GIVEN DATA:
┌──

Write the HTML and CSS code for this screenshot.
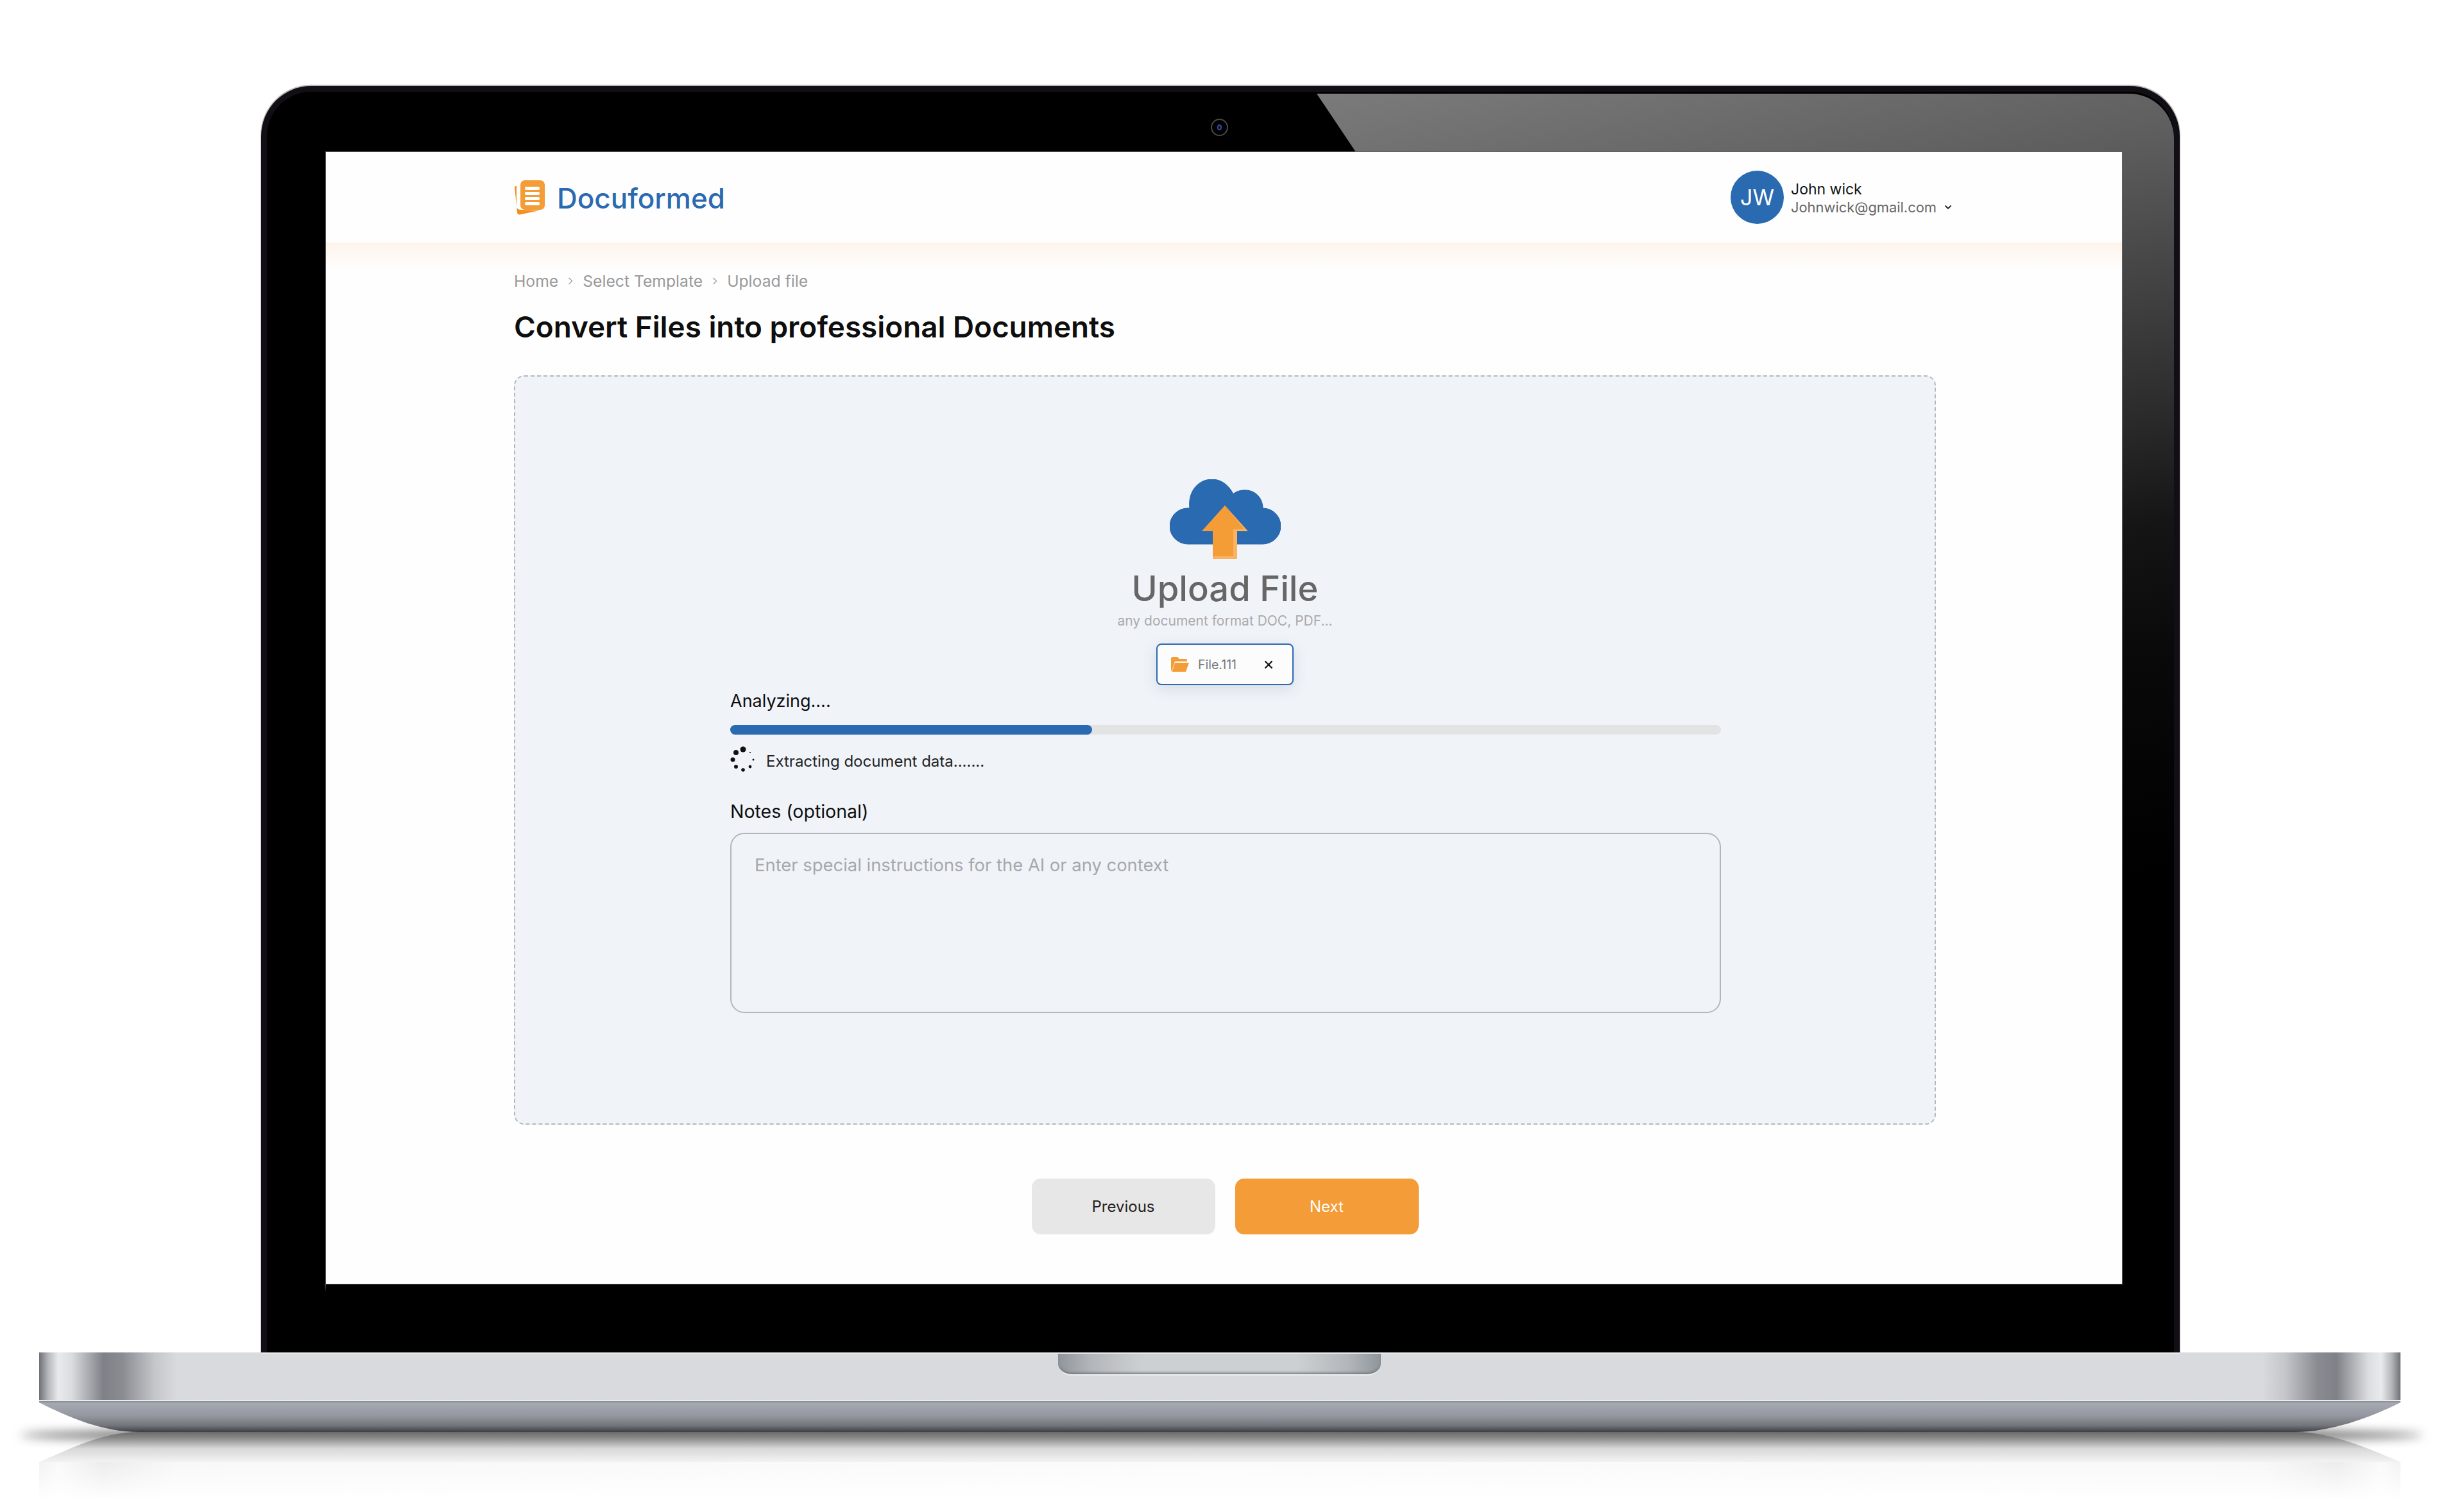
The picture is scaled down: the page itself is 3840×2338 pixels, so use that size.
FILE: index.html
```html
<!DOCTYPE html>
<html lang="en">
<head>
  <meta charset="UTF-8">
  <title>Docuformed - Upload File</title>
  <link rel="stylesheet" href="styles.css">
</head>
<body>
  <div class="laptop">
    <div class="bezel">
      <div class="bezel-glare"></div>
      <div class="camera"><span class="camera-lens"></span></div>

      <div class="screen">
        <header class="header">
          <div class="brand">
            <svg class="brand-logo" viewBox="0 0 48 54" width="48" height="54">
              <path d="M1 11 L5 50 Q5.500 54 9 53.500 L40 47 L12 46 Q4 46 4 40 L4 9 Q0 9 1 11Z" fill="#f28f20"/>
              <rect x="10" y="0" width="38" height="46" rx="7" fill="#f49c36"/>
              <rect x="17" y="10" width="23" height="5" rx="2" fill="#fff"/>
              <rect x="17" y="18" width="23" height="5" rx="2" fill="#fff"/>
              <rect x="17" y="26" width="23" height="5" rx="2" fill="#fff"/>
              <rect x="17" y="34" width="23" height="5" rx="2" fill="#fff"/>
            </svg>
            <span class="brand-name">Docuformed</span>
          </div>
          <div class="user">
            <div class="avatar">JW</div>
            <div class="user-text">
              <div class="user-name">John wick</div>
              <div class="user-mail">Johnwick@gmail.com
                <svg class="user-chevron" viewBox="0 0 12 8" width="12" height="8">
                  <path d="M1.500 1.500 L6 6 L10.500 1.500" fill="none" stroke="#222" stroke-width="1.800"/>
                </svg>
              </div>
            </div>
          </div>
        </header>

        <main class="main">
          <nav class="crumbs">
            <span>Home</span>
            <svg class="crumb-sep" viewBox="0 0 8 12" width="8" height="12"><path d="M1.500 1 L6.500 6 L1.500 11" fill="none" stroke="#999" stroke-width="1.200"/></svg>
            <span>Select Template</span>
            <svg class="crumb-sep" viewBox="0 0 8 12" width="8" height="12"><path d="M1.500 1 L6.500 6 L1.500 11" fill="none" stroke="#999" stroke-width="1.200"/></svg>
            <span>Upload file</span>
          </nav>
          <h1 class="title">Convert Files into professional Documents</h1>

          <section class="dropzone">
            <svg class="cloud" viewBox="0 0 173 124" width="173" height="124">
              <path d="M28 101 A28 28 0 0 1 28 45 H31 C28 18 45 0 66 0 C80 0 92 9 99 23 C104 18 111 17 118 17 C133 17 145 29 145 45 A28 28 0 0 1 145 101Z" fill="#2a6ab0" stroke="#2564aa" stroke-width="1"/>
              <path d="M86 41 L50 81 H67 V124 H105 V81 H122Z" fill="#fab263"/>
              <path d="M86 41 L50 81 H67 V120 H99 V78 H116Z" fill="#f49c36"/>
            </svg>
            <h2 class="upload-title">Upload File</h2>
            <p class="upload-hint">any document format DOC, PDF...</p>
            <div class="file-chip">
              <svg class="folder" viewBox="0 0 28 23" width="28" height="23">
                <path d="M0 3 Q0 0 3 0 H10 L13 3 H23 Q25 3 25 5 V7 H6 L1 22 Q0 22 0 20Z" fill="#f49c36"/>
                <path d="M6 9 H28 L23 23 H1.500Z" fill="#f49c36"/>
              </svg>
              <span class="file-name">File.111</span>
              <svg class="file-close" viewBox="0 0 14 14" width="14" height="14">
                <path d="M1.500 1.500 L12.500 12.500 M12.500 1.500 L1.500 12.500" stroke="#111" stroke-width="2.200"/>
              </svg>
            </div>

            <div class="form">
              <div class="label">Analyzing....</div>
              <div class="progress"><div class="progress-fill" style="width: 36.500%"></div></div>
              <div class="status">
                <svg class="spinner" viewBox="0 0 40 42" width="40" height="42">
                  <circle cx="20" cy="5" r="4.500"/>
                  <circle cx="9" cy="10" r="4"/>
                  <circle cx="4" cy="21" r="3.500"/>
                  <circle cx="9" cy="32" r="3"/>
                  <circle cx="20" cy="37" r="2.800"/>
                  <circle cx="31" cy="32" r="2.400"/>
                  <circle cx="36" cy="21" r="1.500"/>
                  <circle cx="31" cy="10" r="1"/>
                </svg>
                <span class="status-text">Extracting document data.......</span>
              </div>
              <label class="label notes-label" for="notes">Notes (optional)</label>
              <textarea class="notes" id="notes" placeholder="Enter special instructions for the AI or any context"></textarea>
            </div>
          </section>

          <div class="actions">
            <button class="btn btn-prev" type="button">Previous</button>
            <button class="btn btn-next" type="button">Next</button>
          </div>
        </main>
      </div>
    </div>

    <div class="base">
      <div class="base-top"><div class="notch"></div></div>
      <div class="base-line"></div>
      <div class="base-lip"></div>
    </div>

    <div class="floor">
      <div class="floor-shadow"></div>
      <div class="floor-lip"></div>
      <div class="floor-top"></div>
    </div>
  </div>
</body>
</html>
```

FILE: styles.css
```css
* {
  box-sizing: border-box;
}

html, body {
  margin: 0;
  height: 2338px;
  background: #fff;
  overflow: hidden;
}

body {
  font-family: 'Inter', 'Liberation Sans', sans-serif;
  color: #111;
}

.laptop {
  width: 3680px;
  margin-left: 61px;
  padding-top: 134px;
}

/* lid */
.bezel {
  position: relative;
  z-index: 2;
  width: 2990px;
  margin-left: 346px;
  padding: 94px 81px 107px 92px;
  background: #000;
  border: 9px solid #120e15;
  border-bottom: 0;
  border-radius: 78px 78px 0 0;
  box-shadow: 0 -1px 0 1px #b9b9b9, 0 2px 0 #ececee;
}

.bezel-glare {
  position: absolute;
  top: 3px;
  left: 0;
  right: 0;
  height: 1300px;
  border-radius: 70px 70px 0 0;
  background: linear-gradient(169deg, #7a7a7a 322px, #5e5e5e 619px, #2b2b2b 1050px, #151515 1217px, #090909 1422px, #000 1750px);
  clip-path: polygon(1636px 0, 3000px 0, 3000px 100%, 2890px 100%, 2890px 91px, 1697px 91px);
}

.camera {
  position: absolute;
  top: 42px;
  left: 1471px;
  width: 27px;
  height: 27px;
  border: 2px solid #4a4a4a;
  border-radius: 50%;
  display: flex;
  align-items: center;
  justify-content: center;
}

.camera-lens {
  width: 7px;
  height: 9px;
  border: 2px solid #3d49a8;
  border-radius: 50%;
}

.screen {
  position: relative;
  width: 2799px;
  height: 1764px;
  background: #fefefe;
  box-shadow: 0 0 0 1px #5f5f5f;
}

.screen::after {
  content: "";
  position: absolute;
  top: 100%;
  left: -2px;
  width: 2px;
  height: 14px;
  background: linear-gradient(#4a4a4a, #000);
}

/* app header */
.header {
  height: 141px;
  padding: 2px 265px 0 293px;
  display: flex;
  align-items: center;
  justify-content: space-between;
}

.brand {
  display: flex;
  align-items: center;
  gap: 19px;
}

.brand-logo {
  display: block;
  margin-top: -2px;
}

.brand-name {
  font-size: 44px;
  font-weight: 500;
  color: #2a6ab0;
}

.user {
  display: flex;
  align-items: center;
  gap: 11px;
}

.avatar {
  width: 83px;
  height: 83px;
  margin-top: -2px;
  border-radius: 50%;
  background: #2a6ab0;
  color: #fff;
  font-size: 34px;
  display: flex;
  align-items: center;
  justify-content: center;
}

.user-name {
  font-size: 23px;
  line-height: 28px;
  color: #111;
}

.user-mail {
  font-size: 21.900px;
  line-height: 28px;
  color: #666;
  display: flex;
  align-items: center;
  gap: 12px;
}

/* page */
.main {
  height: 1623px;
  padding: 45px 290px 0 293px;
  background: linear-gradient(#fdf4eb, #fefefe 42px);
}

.crumbs {
  height: 30px;
  display: flex;
  align-items: center;
  gap: 15px;
  font-size: 24.700px;
  color: #999;
}

.title {
  margin: 27px 0 45px;
  font-size: 45.800px;
  line-height: 60px;
  font-weight: 600;
  color: #0e0e0e;
}

.dropzone {
  height: 1168px;
  padding-top: 160px;
  background: #f0f4f9;
  border: 2px dashed #b4b8be;
  border-radius: 16px;
  display: flex;
  flex-direction: column;
  align-items: center;
}

.cloud {
  display: block;
  flex: none;
}

.upload-title {
  margin: 11px 0 0;
  font-size: 54.300px;
  line-height: 70px;
  font-weight: 500;
  color: #666;
}

.upload-hint {
  margin: 1px 0 0;
  font-size: 21px;
  line-height: 30px;
  color: #aaa;
}

.file-chip {
  margin-top: 20px;
  width: 214px;
  height: 65px;
  padding: 0 30px 0 21px;
  display: flex;
  align-items: center;
  background: #fcfcfc;
  border: 2px solid #2a6ab0;
  border-radius: 8px;
  box-shadow: 0 6px 22px rgba(60, 80, 110, 0.14);
}

.file-name {
  margin-left: 14px;
  font-size: 19.500px;
  color: #777;
}

.file-close {
  margin-left: auto;
}

.form {
  align-self: center;
  width: 1544px;
  margin: 10px 0 0 2px;
}

.label {
  display: block;
  font-size: 27px;
  line-height: 30px;
  color: #0e0e0e;
}

.progress {
  height: 15px;
  margin-top: 22px;
  background: #e2e3e5;
  border-radius: 8px;
}

.progress-fill {
  height: 100%;
  background: #2a6ab0;
  border-radius: 8px;
}

.status {
  margin-top: 19px;
  height: 40px;
  display: flex;
  align-items: center;
  gap: 16px;
}

.spinner {
  flex: none;
  overflow: visible;
  fill: #111;
}

.status-text {
  margin-top: 4px;
  font-size: 24px;
  color: #222;
}

.notes-label {
  margin-top: 46px;
  font-size: 28.500px;
}

.notes {
  display: block;
  width: 100%;
  height: 281px;
  margin-top: 18px;
  padding: 33px 36px;
  font-family: inherit;
  font-size: 27.400px;
  line-height: 30px;
  background: transparent;
  border: 2px solid #b4b6b9;
  border-radius: 22px;
  resize: none;
}

.notes::placeholder {
  color: #a6a8ab;
}

.actions {
  margin-top: 84px;
  display: flex;
  justify-content: center;
  gap: 31px;
}

.btn {
  width: 286px;
  height: 87px;
  border: 0;
  border-radius: 14px;
  font-family: inherit;
  font-size: 24px;
}

.btn-prev {
  background: #e7e7e7;
  color: #222;
}

.btn-next {
  background: #f39c38;
  color: #fff;
}

/* lower body */
.base {
  position: relative;
  z-index: 1;
}

.base-top {
  height: 74px;
  padding-right: 2px;
  display: flex;
  justify-content: center;
  background: linear-gradient(90deg,
    #6f7075 0, #b5b7bb 14px, #e9eaec 30px, #dcdde0 50px, #7f8188 100px, #8a8c92 130px, #c4c6ca 180px, #d9dadd 215px,
    #d9dadd calc(100% - 215px), #c4c6ca calc(100% - 180px), #8a8c92 calc(100% - 130px), #7f8188 calc(100% - 100px), #dcdde0 calc(100% - 50px), #e9eaec calc(100% - 30px), #b5b7bb calc(100% - 14px), #6f7075 100%);
}

.notch {
  width: 503px;
  height: 36px;
  border-bottom: 2px solid #eceef0;
  border-radius: 0 0 22px 22px / 0 0 18px 18px;
  background: linear-gradient(90deg, #8f959c 0, #b2b6ba 50px, #cdd0d3 130px, #cdd0d3 calc(100% - 130px), #b2b6ba calc(100% - 50px), #8f959c 100%);
  box-shadow: inset 0 -4px 4px -2px #6f7378;
}

.base-line {
  height: 4px;
  background: linear-gradient(#eaebed 50%, #8a8e96 50%);
}

.base-lip {
  height: 46px;
  background: linear-gradient(#a6aab2 0, #94979f 45%, #73757b 78%, #3e3e42 100%);
  clip-path: path("M0 0 H3680 C3630 25 3570 46 3516 46 H156 C100 46 50 25 0 0Z");
}

/* table reflection */
.floor {
  position: relative;
  height: 106px;
}

.floor-shadow {
  position: absolute;
  top: -10px;
  left: -30px;
  right: -35px;
  height: 30px;
  background: #555;
  border-radius: 50%;
  filter: blur(8px);
}

.floor-lip {
  position: relative;
  height: 47px;
  background: linear-gradient(#6a6a6a 0, #8a8a8a 20%, #d8d8d8 55%, #f3f3f3 100%);
  clip-path: path("M156 0 H3516 C3570 0 3630 25 3680 47 H0 C50 25 100 0 156 0Z");
}

.floor-top {
  position: relative;
  height: 59px;
  background:
    linear-gradient(rgba(255, 255, 255, 0), #fff),
    linear-gradient(90deg, #f2f2f2 0, #fafafa 30px, #ececec 100px, #f8f8f8 215px, #fbfbfb 50%, #f8f8f8 calc(100% - 215px), #ececec calc(100% - 100px), #fafafa calc(100% - 30px), #f2f2f2 100%);
}
```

└──

Return every line containing "page".

FULL OUTPUT:
The picture is scaled down: the page itself is 3840×2338 pixels, so use that size.
/* page */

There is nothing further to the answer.